2006-2008 CHAS (released December 2010):
For the data dictionary for the 2006-2008 data, click here: Data Dictionary 06-08.
2005-2007 CHAS (released December 2009):
For the data dictionary for the 2005-2007 data, click here: Data Dictionary 05-07.
The American Community Survey (ACS), from which the CHAS are now derived, has a smaller sample size than the Decennial Census (which was the basis of the 2000 CHAS). As a result, the Census Bureau cannot produce data using only one year of survey responses, except in very populous areas. For areas with population 65,000 or greater, ACS estimates are available each year using only the most recent year’s survey responses (known as "1-year data"). For areas with population 20,000 or greater, ACS estimates are available each year based on averages of the previous three years of survey responses ("3-year data"). For areas with population less than 20,000—including all census tracts, and many places, counties, and minor civil divisions—the only ACS estimates available are based on averages of the previous five years of survey responses ("5-year data").
HUD can purchase special tabulations of 1-year data, 3-year data, or 5-year data, subject to the same population thresholds. In 2009 and 2010, HUD only requested a special tabulation of 3-year data (2005-07 and 2006-08). In 2011, HUD requested a special tabulation of 5-year data (2005-2009). In future years, HUD expects to rotate to balance the timeliness of the data and its geographic precision.
HUD has obtained, or will obtain, the CHAS tabulations at the following geographic summary levels:
- 040 = State
- 050 = State - County
- 060 = State - County - County Subdivision
- 070 = State - County - County Subdivision - Place/Remainder
- 080 = State - County - County Subdivision - Place/Remainder - Tract
- 155 = State - Place - County
- 160 = State - Place
- 170 = State - Consolidated City
These are census definitions, which may be different than terminology used at the local level. For instance, St. Louis city and Baltimore city are treated as counties by the Census Bureau, and are geographically exclusive of their surrounding counties. Minor civil divisions are a census term for cities in certain states, while "place" is the Census designation for the vast majority of cities. For instance, Chicago is both a place and a minor civil division within Cook County; the CHAS data for Cook County includes Chicago households, but Chicago's data can be separately viewed in the MCD files or place files.
More explanation of Census geography is available here: Understanding Census Bureau Geography.

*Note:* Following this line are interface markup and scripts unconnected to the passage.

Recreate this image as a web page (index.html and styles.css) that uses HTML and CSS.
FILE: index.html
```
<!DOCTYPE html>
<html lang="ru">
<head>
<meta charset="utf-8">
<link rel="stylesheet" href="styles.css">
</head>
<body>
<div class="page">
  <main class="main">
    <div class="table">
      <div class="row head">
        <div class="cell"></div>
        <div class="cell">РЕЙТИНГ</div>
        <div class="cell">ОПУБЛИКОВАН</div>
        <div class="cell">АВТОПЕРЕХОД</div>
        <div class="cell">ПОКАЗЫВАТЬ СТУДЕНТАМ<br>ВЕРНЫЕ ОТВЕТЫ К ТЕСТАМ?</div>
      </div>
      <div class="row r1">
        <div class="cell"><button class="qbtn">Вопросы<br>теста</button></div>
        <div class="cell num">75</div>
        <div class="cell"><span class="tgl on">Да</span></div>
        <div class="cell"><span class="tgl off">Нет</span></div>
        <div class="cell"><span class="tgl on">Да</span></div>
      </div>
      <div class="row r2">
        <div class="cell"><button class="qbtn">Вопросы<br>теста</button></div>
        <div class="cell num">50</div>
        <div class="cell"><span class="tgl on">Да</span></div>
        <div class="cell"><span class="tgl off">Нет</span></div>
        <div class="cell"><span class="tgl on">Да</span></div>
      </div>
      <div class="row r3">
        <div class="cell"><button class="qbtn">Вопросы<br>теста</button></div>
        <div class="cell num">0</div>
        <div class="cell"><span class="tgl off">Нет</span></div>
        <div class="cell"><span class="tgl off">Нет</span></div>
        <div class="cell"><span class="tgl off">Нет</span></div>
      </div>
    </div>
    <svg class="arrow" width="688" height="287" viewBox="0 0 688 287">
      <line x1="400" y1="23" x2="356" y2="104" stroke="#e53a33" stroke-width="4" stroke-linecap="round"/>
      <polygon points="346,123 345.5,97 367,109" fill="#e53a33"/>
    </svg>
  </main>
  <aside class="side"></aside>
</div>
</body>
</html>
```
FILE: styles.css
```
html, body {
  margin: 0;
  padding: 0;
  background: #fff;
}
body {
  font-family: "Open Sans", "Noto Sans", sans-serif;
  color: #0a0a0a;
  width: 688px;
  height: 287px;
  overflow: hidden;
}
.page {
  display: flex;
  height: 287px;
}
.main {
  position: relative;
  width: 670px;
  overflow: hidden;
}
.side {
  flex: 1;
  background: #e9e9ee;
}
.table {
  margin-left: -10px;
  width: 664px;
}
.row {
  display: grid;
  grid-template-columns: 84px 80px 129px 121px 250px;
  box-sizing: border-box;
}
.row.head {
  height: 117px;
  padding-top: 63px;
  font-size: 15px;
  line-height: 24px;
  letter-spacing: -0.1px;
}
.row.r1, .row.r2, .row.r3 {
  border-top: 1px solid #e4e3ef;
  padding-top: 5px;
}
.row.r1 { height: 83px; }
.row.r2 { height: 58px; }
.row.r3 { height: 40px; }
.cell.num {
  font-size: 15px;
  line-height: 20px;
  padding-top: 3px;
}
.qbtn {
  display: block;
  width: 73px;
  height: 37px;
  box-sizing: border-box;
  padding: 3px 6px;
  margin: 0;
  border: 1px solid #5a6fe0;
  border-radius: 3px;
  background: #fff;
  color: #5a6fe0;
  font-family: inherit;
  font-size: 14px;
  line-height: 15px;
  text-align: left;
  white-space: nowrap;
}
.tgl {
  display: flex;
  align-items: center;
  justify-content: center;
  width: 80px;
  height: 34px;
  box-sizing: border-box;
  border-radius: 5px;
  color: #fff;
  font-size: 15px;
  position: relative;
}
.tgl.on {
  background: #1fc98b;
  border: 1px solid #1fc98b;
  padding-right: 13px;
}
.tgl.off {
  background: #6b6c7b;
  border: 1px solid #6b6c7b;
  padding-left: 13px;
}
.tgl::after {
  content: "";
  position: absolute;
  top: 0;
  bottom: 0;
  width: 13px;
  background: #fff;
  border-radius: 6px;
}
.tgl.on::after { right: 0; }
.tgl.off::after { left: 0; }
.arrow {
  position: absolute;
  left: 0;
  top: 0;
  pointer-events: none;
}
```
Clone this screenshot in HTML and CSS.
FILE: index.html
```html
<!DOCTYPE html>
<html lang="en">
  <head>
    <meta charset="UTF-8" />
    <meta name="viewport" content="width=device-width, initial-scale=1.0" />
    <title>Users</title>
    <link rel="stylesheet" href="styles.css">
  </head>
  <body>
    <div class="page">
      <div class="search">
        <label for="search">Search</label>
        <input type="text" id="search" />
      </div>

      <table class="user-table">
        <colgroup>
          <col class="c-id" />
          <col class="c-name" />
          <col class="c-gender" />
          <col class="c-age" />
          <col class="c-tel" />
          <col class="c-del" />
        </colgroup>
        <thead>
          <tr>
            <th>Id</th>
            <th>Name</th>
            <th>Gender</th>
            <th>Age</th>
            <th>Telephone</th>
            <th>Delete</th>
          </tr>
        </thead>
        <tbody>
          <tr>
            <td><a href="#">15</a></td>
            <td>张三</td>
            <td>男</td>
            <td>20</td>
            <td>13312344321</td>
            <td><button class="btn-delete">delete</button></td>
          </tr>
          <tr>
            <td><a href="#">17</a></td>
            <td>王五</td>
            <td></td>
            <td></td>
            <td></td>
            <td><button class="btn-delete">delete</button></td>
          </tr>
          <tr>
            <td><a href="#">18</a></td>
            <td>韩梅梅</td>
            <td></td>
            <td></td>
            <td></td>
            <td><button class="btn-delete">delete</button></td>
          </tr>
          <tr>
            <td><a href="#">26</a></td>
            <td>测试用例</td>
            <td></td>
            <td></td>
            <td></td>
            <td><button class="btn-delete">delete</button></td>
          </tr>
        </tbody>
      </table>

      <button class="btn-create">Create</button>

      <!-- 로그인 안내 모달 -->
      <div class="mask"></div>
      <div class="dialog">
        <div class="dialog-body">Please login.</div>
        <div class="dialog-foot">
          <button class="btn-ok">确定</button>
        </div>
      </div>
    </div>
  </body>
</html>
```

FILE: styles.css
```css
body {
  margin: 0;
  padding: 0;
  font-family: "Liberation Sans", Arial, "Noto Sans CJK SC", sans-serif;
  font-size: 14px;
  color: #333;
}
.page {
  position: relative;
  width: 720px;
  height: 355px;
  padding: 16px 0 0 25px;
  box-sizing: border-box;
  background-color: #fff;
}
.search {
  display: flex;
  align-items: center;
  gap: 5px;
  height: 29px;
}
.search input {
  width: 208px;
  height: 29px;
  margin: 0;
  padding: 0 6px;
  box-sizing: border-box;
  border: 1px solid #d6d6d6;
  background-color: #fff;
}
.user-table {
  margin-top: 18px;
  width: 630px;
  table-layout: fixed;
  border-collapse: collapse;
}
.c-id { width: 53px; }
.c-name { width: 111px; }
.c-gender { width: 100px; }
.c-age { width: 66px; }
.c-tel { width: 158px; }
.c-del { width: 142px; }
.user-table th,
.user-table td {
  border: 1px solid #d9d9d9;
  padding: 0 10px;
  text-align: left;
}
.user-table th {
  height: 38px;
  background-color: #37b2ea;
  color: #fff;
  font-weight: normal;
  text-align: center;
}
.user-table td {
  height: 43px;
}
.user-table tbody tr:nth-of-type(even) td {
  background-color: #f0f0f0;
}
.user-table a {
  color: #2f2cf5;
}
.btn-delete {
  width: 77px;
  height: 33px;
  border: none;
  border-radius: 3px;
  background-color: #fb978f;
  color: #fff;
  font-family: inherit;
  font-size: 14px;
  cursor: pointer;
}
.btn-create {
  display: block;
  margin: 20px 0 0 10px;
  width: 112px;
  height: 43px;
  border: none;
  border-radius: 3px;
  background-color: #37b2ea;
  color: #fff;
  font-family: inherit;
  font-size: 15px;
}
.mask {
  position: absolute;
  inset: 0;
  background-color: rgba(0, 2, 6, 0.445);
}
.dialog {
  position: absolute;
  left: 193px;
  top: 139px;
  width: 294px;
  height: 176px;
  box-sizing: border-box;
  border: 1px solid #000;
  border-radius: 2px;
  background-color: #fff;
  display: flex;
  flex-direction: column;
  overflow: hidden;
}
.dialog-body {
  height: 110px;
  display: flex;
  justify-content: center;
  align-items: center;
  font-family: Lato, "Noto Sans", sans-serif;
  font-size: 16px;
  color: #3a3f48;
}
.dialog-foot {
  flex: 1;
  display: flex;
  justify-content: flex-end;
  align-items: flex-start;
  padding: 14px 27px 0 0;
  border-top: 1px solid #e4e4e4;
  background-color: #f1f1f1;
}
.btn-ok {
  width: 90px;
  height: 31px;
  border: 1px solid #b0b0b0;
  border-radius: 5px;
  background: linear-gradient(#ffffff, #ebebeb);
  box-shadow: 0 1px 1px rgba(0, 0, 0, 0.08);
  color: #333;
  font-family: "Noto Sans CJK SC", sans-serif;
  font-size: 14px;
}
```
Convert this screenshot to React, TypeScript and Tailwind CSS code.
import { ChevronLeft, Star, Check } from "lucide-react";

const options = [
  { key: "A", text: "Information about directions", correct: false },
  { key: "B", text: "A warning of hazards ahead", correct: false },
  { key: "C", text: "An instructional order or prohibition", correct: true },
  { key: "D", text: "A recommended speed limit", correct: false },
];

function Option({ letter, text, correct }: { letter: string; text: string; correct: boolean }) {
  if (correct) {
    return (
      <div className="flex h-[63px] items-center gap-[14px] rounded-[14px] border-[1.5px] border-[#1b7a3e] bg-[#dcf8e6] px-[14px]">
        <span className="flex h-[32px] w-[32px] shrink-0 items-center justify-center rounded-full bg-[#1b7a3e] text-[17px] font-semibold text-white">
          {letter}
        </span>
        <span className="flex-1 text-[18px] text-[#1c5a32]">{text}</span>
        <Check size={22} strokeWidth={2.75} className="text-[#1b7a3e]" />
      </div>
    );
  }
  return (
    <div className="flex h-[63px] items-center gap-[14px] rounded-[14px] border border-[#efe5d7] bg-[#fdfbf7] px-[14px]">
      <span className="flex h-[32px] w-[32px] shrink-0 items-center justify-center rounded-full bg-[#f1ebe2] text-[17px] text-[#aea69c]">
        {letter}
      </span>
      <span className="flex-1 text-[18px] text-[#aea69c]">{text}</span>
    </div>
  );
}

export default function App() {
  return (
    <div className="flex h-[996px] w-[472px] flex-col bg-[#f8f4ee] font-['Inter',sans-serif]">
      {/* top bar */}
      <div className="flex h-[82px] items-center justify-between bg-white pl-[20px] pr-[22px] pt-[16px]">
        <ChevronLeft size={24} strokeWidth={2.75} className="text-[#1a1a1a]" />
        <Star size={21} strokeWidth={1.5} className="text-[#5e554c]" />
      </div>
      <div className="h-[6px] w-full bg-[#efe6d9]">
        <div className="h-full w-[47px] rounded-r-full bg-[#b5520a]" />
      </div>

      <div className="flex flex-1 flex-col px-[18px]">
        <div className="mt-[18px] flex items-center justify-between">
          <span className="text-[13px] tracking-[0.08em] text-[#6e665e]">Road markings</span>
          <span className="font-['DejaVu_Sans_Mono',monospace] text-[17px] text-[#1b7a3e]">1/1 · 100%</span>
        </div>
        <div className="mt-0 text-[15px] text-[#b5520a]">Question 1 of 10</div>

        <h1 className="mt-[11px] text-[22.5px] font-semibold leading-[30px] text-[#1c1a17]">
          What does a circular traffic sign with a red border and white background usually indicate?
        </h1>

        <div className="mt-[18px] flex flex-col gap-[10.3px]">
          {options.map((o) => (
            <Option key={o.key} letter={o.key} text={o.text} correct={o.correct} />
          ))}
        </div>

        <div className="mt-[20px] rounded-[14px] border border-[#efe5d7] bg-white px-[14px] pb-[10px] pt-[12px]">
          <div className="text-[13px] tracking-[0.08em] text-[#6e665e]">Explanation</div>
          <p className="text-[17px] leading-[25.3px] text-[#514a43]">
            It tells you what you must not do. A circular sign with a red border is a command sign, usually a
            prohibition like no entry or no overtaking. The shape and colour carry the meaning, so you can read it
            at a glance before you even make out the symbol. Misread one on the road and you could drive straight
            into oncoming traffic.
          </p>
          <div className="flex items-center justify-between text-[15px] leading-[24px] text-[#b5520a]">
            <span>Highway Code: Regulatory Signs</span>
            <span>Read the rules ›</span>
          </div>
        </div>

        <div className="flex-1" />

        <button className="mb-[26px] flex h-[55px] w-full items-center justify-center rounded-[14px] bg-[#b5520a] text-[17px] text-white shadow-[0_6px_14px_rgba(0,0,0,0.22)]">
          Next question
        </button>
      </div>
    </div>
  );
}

As with the CHAS 2000 and all other special tabulations of Census data, the Census Bureau requires that the CHAS data be rounded. The rounding scheme is as follows: 0 remains 0; 1-7 rounds to 4; 8 or greater rounds to nearest multiple of 5. This causes discrepancies when adding up smaller geographies and when adding up data within CHAS tables. Consider a city where the CHAS data indicate that there were 4 renter households with extremely low income and 4 owner households with extremely low income. One might be tempted to conclude that there are 8 total households with extremely low income. If another CHAS table indicates that there are actually a total of 15 extremely low income households, that would appear to be contradictory. This situation is the result of rounding. The city could have 6 renter households with extremely low income and 7 owner households with extremely low income, which is a total of 13 extremely low income households; but all of these numbers would be rounded, to 4, 4, and 15. As a result, HUD advises: 1. Use the largest geographies possible (rather than adding up smaller units of geography); 2. Use the total and subtotals published in the CHAS data (rather than creating your own totals and subtotals); and 3. If you must create a derived estimate by adding multiple CHAS estimates, understand that rounding will cause the resulting number to be less accurate.